#### AIM OF THE TASK:
Gather the lines below that include the string "index", copying each in full.

#### RECORDS PROVIDED:
===

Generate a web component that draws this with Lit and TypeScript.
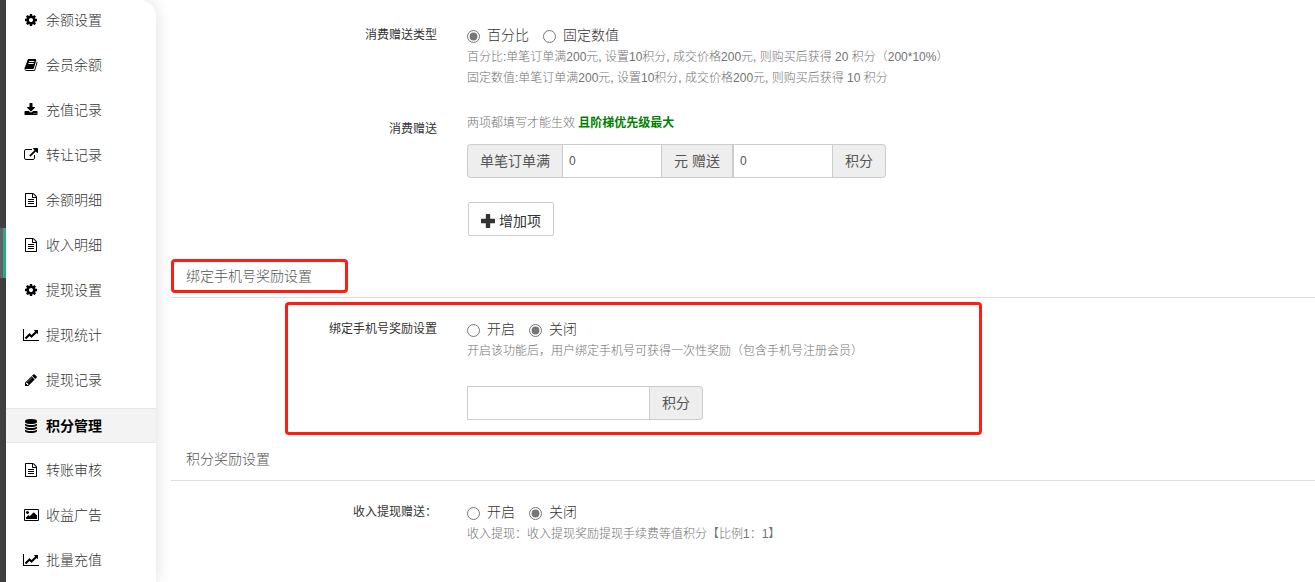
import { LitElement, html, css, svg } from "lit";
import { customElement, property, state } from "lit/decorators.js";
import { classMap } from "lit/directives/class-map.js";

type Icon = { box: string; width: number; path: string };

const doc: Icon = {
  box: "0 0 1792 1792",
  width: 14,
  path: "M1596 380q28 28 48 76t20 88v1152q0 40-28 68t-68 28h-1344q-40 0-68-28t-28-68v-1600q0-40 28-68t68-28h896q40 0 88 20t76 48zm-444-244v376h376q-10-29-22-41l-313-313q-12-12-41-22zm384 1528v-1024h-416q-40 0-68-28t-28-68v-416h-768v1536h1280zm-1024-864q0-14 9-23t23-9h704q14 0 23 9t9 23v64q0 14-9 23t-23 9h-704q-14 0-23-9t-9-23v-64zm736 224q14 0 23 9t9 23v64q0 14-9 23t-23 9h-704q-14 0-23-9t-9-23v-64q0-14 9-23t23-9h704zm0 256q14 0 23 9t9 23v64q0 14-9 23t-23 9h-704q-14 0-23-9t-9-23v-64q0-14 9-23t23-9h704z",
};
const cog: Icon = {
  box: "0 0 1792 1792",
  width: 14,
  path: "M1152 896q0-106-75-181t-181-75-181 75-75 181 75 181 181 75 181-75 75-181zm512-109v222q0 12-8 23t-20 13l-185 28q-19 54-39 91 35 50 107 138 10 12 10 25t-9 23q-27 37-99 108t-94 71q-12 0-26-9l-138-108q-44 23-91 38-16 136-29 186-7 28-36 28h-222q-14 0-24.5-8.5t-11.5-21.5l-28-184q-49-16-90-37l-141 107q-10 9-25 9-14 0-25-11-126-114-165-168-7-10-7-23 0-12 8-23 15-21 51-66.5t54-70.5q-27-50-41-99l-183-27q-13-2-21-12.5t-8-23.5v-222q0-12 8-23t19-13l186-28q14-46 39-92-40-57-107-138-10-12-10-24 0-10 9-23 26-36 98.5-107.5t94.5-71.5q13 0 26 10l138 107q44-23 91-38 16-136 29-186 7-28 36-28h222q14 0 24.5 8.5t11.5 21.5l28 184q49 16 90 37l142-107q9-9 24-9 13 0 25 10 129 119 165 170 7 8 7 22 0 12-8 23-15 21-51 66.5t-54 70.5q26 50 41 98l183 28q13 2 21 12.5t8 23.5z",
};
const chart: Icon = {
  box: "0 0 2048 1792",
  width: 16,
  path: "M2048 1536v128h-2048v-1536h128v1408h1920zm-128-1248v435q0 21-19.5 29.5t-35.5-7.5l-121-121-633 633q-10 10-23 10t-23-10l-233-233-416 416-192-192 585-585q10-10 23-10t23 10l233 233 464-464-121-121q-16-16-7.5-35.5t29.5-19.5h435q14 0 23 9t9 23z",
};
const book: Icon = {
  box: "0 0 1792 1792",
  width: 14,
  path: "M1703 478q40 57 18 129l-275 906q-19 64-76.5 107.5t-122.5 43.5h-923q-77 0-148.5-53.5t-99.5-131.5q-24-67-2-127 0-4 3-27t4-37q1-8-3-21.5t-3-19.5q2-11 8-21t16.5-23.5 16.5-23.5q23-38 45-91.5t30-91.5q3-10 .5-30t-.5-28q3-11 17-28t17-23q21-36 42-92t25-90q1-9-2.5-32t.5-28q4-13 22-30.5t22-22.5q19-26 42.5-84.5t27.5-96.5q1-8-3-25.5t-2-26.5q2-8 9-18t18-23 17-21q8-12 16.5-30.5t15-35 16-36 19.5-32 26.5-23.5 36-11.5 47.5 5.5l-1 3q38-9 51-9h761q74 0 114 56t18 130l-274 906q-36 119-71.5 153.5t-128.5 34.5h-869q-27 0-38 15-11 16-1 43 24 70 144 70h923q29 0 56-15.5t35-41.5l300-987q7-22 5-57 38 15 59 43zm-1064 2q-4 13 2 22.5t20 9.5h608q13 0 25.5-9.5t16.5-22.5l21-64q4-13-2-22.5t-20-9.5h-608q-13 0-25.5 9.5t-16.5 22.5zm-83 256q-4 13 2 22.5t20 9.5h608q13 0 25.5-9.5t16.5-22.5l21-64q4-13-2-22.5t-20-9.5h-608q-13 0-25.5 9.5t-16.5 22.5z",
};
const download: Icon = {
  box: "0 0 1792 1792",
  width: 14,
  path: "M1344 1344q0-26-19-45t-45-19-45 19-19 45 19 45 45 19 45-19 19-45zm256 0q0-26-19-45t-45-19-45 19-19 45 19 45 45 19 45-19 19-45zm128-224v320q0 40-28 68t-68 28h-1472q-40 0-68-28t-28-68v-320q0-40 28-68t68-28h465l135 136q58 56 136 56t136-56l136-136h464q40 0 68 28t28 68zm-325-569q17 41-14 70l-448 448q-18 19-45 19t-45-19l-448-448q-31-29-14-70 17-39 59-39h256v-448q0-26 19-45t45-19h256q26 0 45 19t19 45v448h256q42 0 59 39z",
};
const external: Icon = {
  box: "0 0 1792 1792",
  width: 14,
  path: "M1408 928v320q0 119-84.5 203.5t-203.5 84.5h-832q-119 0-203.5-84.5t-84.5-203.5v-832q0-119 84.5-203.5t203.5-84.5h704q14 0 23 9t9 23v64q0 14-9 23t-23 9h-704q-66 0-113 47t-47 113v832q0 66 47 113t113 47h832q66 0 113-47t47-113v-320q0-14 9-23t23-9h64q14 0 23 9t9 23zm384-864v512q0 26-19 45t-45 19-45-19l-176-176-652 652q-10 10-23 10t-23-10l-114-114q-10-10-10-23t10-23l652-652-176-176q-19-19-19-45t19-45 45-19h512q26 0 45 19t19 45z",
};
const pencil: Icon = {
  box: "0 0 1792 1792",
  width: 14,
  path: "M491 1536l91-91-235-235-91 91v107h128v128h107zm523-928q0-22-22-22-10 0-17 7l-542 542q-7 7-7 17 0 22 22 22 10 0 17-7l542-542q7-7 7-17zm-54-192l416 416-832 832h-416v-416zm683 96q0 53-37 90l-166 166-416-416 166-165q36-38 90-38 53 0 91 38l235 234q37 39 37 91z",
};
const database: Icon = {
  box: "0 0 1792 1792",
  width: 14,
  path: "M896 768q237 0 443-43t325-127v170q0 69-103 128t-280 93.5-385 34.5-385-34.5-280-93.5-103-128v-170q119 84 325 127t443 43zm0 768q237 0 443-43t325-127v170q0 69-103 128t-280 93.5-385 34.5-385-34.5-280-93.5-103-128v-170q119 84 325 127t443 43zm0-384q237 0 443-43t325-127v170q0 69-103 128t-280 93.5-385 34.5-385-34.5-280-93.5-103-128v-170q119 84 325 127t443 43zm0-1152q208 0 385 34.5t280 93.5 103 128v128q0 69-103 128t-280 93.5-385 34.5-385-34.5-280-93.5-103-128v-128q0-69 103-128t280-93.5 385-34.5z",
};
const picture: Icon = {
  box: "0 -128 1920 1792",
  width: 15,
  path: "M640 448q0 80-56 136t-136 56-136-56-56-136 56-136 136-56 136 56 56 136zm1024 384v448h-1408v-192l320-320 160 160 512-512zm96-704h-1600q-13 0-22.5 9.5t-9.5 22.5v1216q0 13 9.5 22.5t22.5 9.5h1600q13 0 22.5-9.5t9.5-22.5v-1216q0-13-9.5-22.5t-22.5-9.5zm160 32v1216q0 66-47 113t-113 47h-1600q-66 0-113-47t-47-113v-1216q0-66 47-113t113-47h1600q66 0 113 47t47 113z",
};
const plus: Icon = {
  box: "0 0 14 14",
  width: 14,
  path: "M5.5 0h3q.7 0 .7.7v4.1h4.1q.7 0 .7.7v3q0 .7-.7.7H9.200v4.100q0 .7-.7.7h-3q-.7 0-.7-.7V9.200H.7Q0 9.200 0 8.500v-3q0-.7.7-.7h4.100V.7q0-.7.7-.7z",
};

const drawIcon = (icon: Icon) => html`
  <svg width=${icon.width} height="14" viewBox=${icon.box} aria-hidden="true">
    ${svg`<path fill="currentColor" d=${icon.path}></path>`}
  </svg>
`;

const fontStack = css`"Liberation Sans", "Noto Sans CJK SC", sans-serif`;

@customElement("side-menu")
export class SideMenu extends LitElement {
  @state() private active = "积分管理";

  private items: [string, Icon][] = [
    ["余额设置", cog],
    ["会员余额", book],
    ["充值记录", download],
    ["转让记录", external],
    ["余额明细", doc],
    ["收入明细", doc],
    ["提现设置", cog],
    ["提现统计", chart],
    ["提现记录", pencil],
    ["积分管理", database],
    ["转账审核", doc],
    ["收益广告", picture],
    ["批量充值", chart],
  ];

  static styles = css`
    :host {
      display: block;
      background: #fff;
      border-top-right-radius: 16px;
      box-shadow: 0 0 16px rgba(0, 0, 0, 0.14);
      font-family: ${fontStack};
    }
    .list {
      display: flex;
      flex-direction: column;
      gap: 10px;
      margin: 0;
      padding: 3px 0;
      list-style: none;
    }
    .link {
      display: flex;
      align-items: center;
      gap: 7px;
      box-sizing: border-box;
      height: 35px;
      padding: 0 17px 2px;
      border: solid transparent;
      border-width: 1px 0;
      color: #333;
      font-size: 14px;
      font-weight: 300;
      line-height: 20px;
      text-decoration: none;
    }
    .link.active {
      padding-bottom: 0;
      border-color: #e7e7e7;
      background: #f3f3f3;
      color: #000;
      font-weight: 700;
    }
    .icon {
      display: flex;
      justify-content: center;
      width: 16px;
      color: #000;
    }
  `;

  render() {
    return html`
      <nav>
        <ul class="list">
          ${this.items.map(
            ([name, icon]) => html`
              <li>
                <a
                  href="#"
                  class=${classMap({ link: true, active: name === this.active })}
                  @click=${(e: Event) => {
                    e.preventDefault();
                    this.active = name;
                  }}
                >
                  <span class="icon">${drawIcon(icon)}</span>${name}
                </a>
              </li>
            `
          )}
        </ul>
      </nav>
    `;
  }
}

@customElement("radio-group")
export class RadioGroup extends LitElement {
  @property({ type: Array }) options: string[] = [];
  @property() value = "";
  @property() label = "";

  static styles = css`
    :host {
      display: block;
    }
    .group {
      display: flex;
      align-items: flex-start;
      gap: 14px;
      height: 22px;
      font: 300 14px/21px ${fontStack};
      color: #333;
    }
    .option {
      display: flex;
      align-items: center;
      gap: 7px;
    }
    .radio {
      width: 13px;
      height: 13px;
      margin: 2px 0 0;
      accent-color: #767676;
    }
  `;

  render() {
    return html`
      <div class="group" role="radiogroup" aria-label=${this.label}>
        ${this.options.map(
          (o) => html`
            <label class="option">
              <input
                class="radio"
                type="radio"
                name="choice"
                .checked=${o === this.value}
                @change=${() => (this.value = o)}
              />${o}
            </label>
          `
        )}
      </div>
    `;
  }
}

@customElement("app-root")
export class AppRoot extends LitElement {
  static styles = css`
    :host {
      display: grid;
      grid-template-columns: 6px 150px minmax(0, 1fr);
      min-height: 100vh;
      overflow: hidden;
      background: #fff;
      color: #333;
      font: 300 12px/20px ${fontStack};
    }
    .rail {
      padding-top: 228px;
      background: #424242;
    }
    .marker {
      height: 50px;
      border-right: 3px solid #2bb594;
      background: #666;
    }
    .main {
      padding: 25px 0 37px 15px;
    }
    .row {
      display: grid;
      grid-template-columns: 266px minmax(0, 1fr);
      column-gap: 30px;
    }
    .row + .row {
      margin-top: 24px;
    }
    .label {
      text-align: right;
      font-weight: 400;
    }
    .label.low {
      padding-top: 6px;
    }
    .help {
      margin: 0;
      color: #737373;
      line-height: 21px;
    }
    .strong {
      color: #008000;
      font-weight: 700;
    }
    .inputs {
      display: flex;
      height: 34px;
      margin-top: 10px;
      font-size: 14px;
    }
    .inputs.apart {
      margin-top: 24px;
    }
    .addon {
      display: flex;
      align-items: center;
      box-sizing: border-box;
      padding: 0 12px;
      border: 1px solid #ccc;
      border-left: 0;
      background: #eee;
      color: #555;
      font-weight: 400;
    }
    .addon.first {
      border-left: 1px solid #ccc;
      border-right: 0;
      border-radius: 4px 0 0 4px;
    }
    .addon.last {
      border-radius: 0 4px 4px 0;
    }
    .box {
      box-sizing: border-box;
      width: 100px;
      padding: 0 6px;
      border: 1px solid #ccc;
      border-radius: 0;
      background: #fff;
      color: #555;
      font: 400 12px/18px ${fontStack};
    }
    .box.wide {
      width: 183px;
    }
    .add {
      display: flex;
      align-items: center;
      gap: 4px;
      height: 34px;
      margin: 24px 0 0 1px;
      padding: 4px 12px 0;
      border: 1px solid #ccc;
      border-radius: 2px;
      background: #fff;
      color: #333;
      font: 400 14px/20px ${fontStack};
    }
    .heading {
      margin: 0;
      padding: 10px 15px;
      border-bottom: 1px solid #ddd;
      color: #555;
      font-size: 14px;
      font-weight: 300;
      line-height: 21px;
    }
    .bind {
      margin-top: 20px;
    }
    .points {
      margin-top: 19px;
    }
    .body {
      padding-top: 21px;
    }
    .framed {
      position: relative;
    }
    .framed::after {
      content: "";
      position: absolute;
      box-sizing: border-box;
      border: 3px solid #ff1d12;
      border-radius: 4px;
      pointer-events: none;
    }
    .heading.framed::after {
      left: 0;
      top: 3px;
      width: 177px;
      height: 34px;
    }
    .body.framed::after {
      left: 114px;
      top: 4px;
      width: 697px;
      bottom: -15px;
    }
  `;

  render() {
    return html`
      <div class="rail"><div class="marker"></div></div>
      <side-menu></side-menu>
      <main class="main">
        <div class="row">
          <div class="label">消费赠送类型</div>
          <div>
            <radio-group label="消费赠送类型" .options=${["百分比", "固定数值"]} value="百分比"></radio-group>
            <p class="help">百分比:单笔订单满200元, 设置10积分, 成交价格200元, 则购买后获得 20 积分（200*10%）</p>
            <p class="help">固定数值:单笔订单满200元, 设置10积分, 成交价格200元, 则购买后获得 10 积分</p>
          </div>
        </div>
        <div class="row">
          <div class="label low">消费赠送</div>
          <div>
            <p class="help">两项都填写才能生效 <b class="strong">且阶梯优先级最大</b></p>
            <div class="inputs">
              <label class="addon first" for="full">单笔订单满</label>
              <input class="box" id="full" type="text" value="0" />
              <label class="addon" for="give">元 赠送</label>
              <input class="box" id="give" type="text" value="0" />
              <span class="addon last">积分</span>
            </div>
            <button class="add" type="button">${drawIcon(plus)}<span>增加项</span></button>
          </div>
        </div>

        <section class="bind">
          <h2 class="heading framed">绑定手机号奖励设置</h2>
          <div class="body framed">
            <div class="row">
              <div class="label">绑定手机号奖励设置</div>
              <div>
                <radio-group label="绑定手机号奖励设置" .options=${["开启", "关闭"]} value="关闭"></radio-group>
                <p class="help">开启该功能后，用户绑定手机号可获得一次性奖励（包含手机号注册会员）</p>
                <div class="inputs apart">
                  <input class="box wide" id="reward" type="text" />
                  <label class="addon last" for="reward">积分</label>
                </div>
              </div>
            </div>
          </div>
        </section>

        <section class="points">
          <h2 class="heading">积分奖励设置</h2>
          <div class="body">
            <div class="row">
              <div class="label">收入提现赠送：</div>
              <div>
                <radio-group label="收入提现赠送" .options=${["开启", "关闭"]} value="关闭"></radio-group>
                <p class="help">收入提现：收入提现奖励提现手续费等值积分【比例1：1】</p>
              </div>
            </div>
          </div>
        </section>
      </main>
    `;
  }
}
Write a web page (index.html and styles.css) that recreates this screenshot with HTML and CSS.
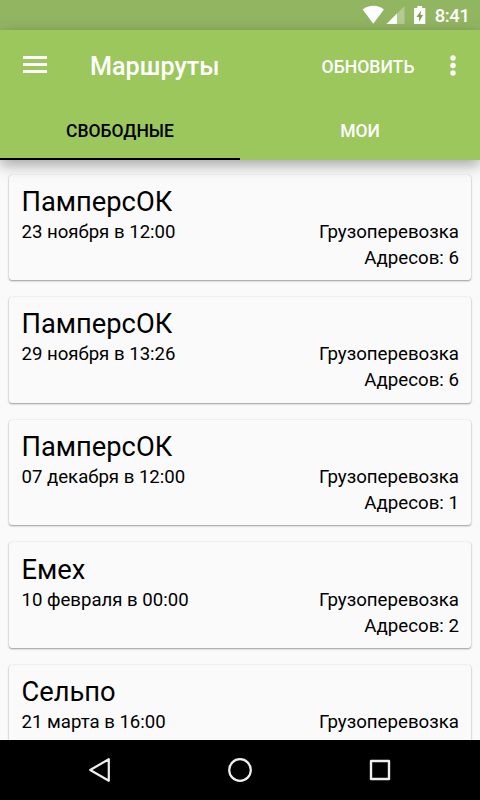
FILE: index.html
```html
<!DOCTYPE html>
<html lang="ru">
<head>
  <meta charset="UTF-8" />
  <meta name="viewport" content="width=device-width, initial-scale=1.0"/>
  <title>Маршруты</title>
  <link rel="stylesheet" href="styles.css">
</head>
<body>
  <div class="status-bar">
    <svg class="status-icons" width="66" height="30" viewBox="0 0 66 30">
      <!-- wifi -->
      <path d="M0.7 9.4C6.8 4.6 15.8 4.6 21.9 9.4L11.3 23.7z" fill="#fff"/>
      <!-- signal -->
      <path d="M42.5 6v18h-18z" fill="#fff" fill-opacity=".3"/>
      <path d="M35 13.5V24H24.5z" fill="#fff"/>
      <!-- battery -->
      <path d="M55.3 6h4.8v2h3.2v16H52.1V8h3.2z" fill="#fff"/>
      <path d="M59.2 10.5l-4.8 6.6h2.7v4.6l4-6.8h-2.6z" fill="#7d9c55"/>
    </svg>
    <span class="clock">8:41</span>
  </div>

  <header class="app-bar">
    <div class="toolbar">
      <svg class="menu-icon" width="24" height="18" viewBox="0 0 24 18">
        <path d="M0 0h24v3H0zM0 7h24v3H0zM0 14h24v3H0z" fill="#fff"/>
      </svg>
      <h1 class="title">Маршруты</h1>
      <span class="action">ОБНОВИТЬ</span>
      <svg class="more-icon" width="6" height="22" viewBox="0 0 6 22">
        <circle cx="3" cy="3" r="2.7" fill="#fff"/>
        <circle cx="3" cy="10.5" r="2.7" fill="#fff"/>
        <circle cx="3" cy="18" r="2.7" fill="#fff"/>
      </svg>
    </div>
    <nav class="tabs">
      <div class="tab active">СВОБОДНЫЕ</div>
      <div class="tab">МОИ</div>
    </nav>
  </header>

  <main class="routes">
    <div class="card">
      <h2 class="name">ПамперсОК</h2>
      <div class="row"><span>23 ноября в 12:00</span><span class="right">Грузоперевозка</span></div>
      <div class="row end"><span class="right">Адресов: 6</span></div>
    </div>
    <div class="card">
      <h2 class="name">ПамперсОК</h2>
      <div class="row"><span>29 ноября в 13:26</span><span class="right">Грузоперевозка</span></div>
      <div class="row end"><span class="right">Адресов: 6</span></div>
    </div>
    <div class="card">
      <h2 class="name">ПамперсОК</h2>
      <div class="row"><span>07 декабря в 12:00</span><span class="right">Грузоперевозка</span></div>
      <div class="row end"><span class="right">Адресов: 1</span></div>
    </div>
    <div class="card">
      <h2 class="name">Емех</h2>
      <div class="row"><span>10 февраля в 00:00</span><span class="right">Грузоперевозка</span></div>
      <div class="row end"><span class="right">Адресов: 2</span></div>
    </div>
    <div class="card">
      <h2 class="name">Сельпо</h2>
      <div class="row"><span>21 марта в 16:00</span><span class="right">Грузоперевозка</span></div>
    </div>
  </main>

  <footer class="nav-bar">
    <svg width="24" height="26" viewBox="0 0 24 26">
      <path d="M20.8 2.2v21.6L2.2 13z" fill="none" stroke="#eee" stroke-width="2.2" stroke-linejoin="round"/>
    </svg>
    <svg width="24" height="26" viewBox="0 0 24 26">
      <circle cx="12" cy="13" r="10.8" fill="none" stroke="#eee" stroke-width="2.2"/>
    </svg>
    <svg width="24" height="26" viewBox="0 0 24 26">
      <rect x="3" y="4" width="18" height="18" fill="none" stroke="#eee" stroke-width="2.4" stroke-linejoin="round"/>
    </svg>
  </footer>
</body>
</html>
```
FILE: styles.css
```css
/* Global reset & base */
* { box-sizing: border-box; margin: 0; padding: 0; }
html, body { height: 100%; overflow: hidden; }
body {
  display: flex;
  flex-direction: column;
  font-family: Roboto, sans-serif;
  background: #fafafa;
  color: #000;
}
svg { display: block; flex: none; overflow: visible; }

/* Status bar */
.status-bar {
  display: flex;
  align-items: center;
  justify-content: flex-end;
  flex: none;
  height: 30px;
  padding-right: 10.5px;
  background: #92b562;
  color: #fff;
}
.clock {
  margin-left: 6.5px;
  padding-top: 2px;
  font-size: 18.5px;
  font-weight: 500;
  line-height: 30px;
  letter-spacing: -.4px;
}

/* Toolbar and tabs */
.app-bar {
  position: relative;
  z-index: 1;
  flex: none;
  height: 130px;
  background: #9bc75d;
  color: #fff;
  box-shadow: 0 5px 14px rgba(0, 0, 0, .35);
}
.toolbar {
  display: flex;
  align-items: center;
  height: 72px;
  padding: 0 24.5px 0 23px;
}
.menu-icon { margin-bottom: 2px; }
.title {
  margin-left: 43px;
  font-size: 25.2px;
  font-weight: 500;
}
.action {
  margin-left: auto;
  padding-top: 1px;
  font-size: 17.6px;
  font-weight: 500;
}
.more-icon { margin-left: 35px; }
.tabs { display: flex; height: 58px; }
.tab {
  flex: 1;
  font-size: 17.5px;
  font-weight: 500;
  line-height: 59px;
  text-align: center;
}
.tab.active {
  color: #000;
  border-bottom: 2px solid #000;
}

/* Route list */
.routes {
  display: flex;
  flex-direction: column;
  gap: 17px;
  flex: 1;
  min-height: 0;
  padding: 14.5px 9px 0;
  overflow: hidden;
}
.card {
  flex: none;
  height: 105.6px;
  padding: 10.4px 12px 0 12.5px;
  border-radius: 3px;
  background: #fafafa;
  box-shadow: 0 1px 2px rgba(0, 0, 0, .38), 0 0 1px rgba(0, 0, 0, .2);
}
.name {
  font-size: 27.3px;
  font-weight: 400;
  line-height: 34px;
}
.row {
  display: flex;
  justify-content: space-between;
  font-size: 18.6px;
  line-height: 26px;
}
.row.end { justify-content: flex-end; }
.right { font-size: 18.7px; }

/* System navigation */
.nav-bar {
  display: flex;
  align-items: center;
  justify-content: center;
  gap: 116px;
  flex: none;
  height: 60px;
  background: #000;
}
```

===

#### TASK ANSWER:
Write a web page (index.html and styles.css) that recreates this screenshot with HTML and CSS.
FILE: index.html
  z-index: 1;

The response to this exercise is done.